Being a car guy with a lifelong fascination with airplanes, rc planes in my teens I thought for sure I'd be soloing at 10 hours. After my intro flight I still felt pretty confident. Somewhere around hour 3 or 4 I realized how little I knew. I'm right around hour 10 right now and am nowhere near soloing. A large part of that has to do with poor runway conditions so I've only been involved in 3 landings. Today was supposed to be the day to really work on landings but the forecasted ceiling of 1800' turned out to be 1200' and rain hit about an hour earlier. My whole point is it's still pretty overwhelming to me the amount of info I have to cram into my head so I'm in no rush right now. You may want to ask me again when I actually have some landings under my belt and solo or xc some.
Boy do I feel your pain.
My Dad was a design engineer on Concorde (Bristol), my Godfather was a Lightning pilot in the RAF, I have one cousin who is a multi time RC aerobatic world champ, another in the RAF as WC on both Tornado's and Euro Fighter, half my parents friends are/where capt for BA......so no pressure on me to get a PPL
I sort of had a different reaction when I started training, I went to 5 different schools to do the "introduction flight", all said I would solo in 10 hours except one, he said it would happen when it was safe.. I chose that school.

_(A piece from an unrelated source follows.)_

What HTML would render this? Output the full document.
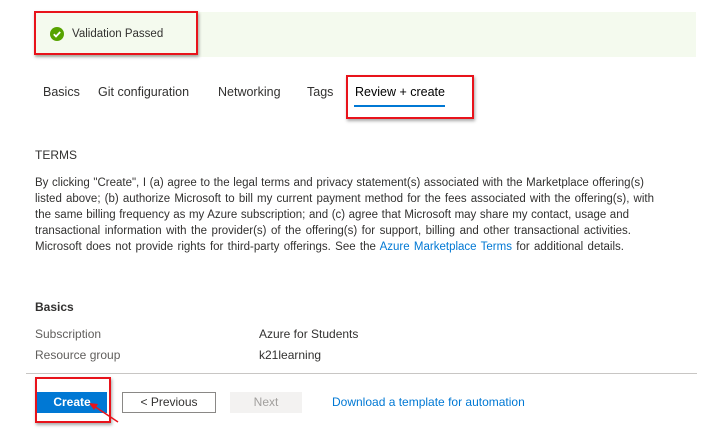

I was told I was ready at about the 18-20 mark, did a pre solo check ride with a different instructor and then i could not find a flare point to save my life,
nerves, expectations, vulnerability confidence all went to hell and back.
Even to the point in one lesson after my third horrific touch and go I was going to give the controls back to the instructor and say I have no business flying a plane, the next one was better, the next better and so on. But for about another 10 hours I never thought I would solo because of weather, sick instructors, broken planes and so on.
Got that solo in, and with in the next 15 hours had all solo requirements including the cross country's done.
It is over whelming at first, but after a few more lessons you will be doing something and realize that 3 weeks ago you couldn't do that without overthinking about it, I was most nervous about talking to ATC when I started, but according to everyone i fly with I sound like a seasoned airline pilot...I couldn't taxi on the yellow line for love or money, now I cant believe I even worried about it. Then it was dealing with ground effect, then it was cross wind landings, then it was....well you get the picture.
As long as you are enjoying it, learning something every time you go up, know your instructor is teaching you and not just building hours you will do just fine and get there when you are safe and ready.
As for the cost that someone mentioned, I'm paying $150 hr for a G1000 C172, and $65 hr for the instructor, Sporty's on line $300, Gliem study course $250, headset and various other nick naks who knows the $$$$.
Due to delays because of airport construction, vacations, weather, examiner availability , my wanting to keep practicing and have just one more lesson doing slow flight or S turns or what ever, & postponing one check ride, I will be in the 70-80 hour mark when all is done ( check ride is set for later this month), I expect to have spend more than $15k.
But I didn't get into this trying to do it as cheaply or as quickly as I could, so no budget on time or money, my limitations where on being safe.